- [Problem description] Leave out every picture, and restate word for word only the lines from the one containing "Write the React, TypeScript" through the end of the material.

^^^^^^^^^^^^^^^^

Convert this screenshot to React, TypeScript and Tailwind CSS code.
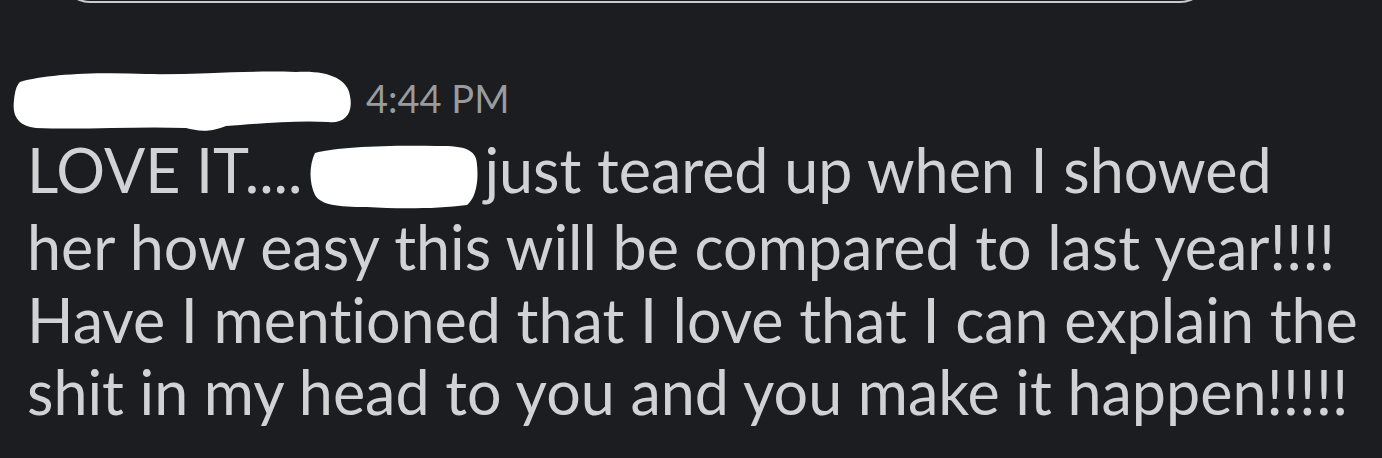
import React from 'react';

const NameScribble: React.FC = () => (
    <svg width="350" height="74" viewBox="0 0 350 74" className="block">
        <path
            d="M14 20 C40 12 90 10 140 12 C190 13 240 8 290 10 C320 8 342 16 344 34 C348 54 336 62 322 60 C290 58 250 62 220 64 C200 72 190 68 180 66 C130 64 80 68 30 66 C12 64 6 54 8 38 C9 30 10 24 14 20 Z"
            fill="#ffffff"
        />
    </svg>
);

const InlineScribble: React.FC = () => (
    <svg
        width="172"
        height="68"
        viewBox="0 0 172 68"
        className="inline-block align-[-18px] mx-[5px]"
    >
        <path
            d="M8 10 C30 4 80 2 130 3 C160 2 170 8 170 22 C172 40 168 56 160 62 C130 66 90 66 60 64 C30 64 14 62 8 52 C2 40 2 22 8 10 Z"
            fill="#ffffff"
        />
    </svg>
);

const lines = [
    'her how easy this will be compared to last year!!!!',
    'Have I mentioned that I love that I can explain the',
    'shit in my head to you and you make it happen!!!!!',
];

const App: React.FC = () => {
    return (
        <div className="w-[1382px] h-[458px] overflow-hidden bg-[#1b1d21] font-['Lato',sans-serif] [font-variant-ligatures:none]">
            {/* bottom edge of the box above */}
            <div className="ml-[60px] w-[1150px] h-[30px] -mt-[27px] rounded-b-[30px] border-x-2 border-b-2 border-[#c9cacb]" />

            <div className="pl-[27px]">
                {/* header: author + time */}
                <div className="flex items-center h-[70px] mt-[61px] -ml-[21px]">
                    <NameScribble />
                    <span className="ml-[10px] text-[38px] leading-none text-[#9a9b9d] pb-[2px]">
                        4:44 PM
                    </span>
                </div>

                {/* message body */}
                <div className="text-[61px] leading-[72.7px] text-[#d1d2d3] whitespace-nowrap">
                    <div>
                        LOVE IT....
                        <InlineScribble />
                        just teared up when I showed
                    </div>
                    {lines.map((line) => (
                        <div key={line}>{line}</div>
                    ))}
                </div>
            </div>
        </div>
    );
};

export default App;
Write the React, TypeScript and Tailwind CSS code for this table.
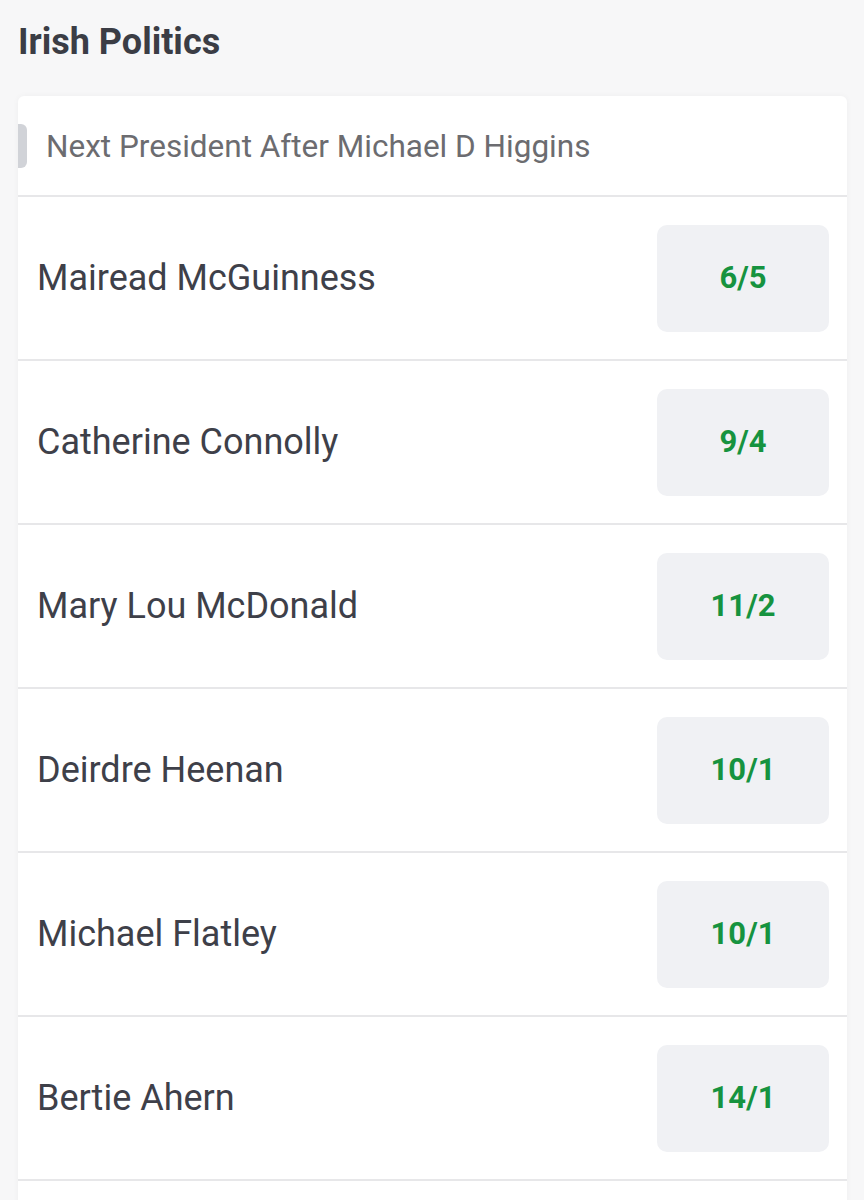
import React from "react";

const rows = [
  { name: "Mairead McGuinness", odds: "6/5" },
  { name: "Catherine Connolly", odds: "9/4" },
  { name: "Mary Lou McDonald", odds: "11/2" },
  { name: "Deirdre Heenan", odds: "10/1" },
  { name: "Michael Flatley", odds: "10/1" },
  { name: "Bertie Ahern", odds: "14/1" },
];

export default function App() {
  return (
    <div
      className="min-h-[1200px] w-[864px] bg-[#f7f7f8] overflow-hidden"
      style={{ fontFamily: "Roboto, 'Liberation Sans', sans-serif" }}
    >
      <div className="pl-[18px] pr-[17px] pt-[18px]">
        <h1 className="text-[36px] leading-[48px] font-bold text-[#3b3d45]">
          Irish Politics
        </h1>
        <div className="mt-[30px] bg-white rounded-t-[6px] shadow-[0_0_6px_rgba(0,0,0,0.04)]">
          <div className="h-[101px] flex items-center border-b-2 border-[#e7e7e9]">
            <div className="w-[9px] h-[44px] bg-[#d1d3d8] rounded-r-[6px]" />
            <div className="ml-[19px] text-[31.5px] text-[#6c6c70] mt-[3px]">
              Next President After Michael D Higgins
            </div>
          </div>
          {rows.map((r) => (
            <div
              key={r.name}
              className="h-[164px] flex items-center justify-between pl-[19px] pr-[18px] border-b-2 border-[#e7e7e9]"
            >
              <div className="text-[36px] text-[#3e4049]">{r.name}</div>
              <div className="w-[172px] h-[107px] rounded-[10px] bg-[#f0f1f4] flex items-center justify-center">
                <span className="text-[31px] font-bold text-[#16933f]">{r.odds}</span>
              </div>
            </div>
          ))}
          <div className="h-[40px]" />
        </div>
      </div>
    </div>
  );
}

^^^^^^^^^^^^^^^^

- [Result of this task]
Write the React, TypeScript and Tailwind CSS code for this table.
import React from "react";

const rows = [
  { name: "Mairead McGuinness", odds: "6/5" },
  { name: "Catherine Connolly", odds: "9/4" },
  { name: "Mary Lou McDonald", odds: "11/2" },
  { name: "Deirdre Heenan", odds: "10/1" },
  { name: "Michael Flatley", odds: "10/1" },
  { name: "Bertie Ahern", odds: "14/1" },
];

export default function App() {
  return (
    <div
      className="min-h-[1200px] w-[864px] bg-[#f7f7f8] overflow-hidden"
      style={{ fontFamily: "Roboto, 'Liberation Sans', sans-serif" }}
    >
      <div className="pl-[18px] pr-[17px] pt-[18px]">
        <h1 className="text-[36px] leading-[48px] font-bold text-[#3b3d45]">
          Irish Politics
        </h1>
        <div className="mt-[30px] bg-white rounded-t-[6px] shadow-[0_0_6px_rgba(0,0,0,0.04)]">
          <div className="h-[101px] flex items-center border-b-2 border-[#e7e7e9]">
            <div className="w-[9px] h-[44px] bg-[#d1d3d8] rounded-r-[6px]" />
            <div className="ml-[19px] text-[31.5px] text-[#6c6c70] mt-[3px]">
              Next President After Michael D Higgins
            </div>
          </div>
          {rows.map((r) => (
            <div
              key={r.name}
              className="h-[164px] flex items-center justify-between pl-[19px] pr-[18px] border-b-2 border-[#e7e7e9]"
            >
              <div className="text-[36px] text-[#3e4049]">{r.name}</div>
              <div className="w-[172px] h-[107px] rounded-[10px] bg-[#f0f1f4] flex items-center justify-center">
                <span className="text-[31px] font-bold text-[#16933f]">{r.odds}</span>
              </div>
            </div>
          ))}
          <div className="h-[40px]" />
        </div>
      </div>
    </div>
  );
}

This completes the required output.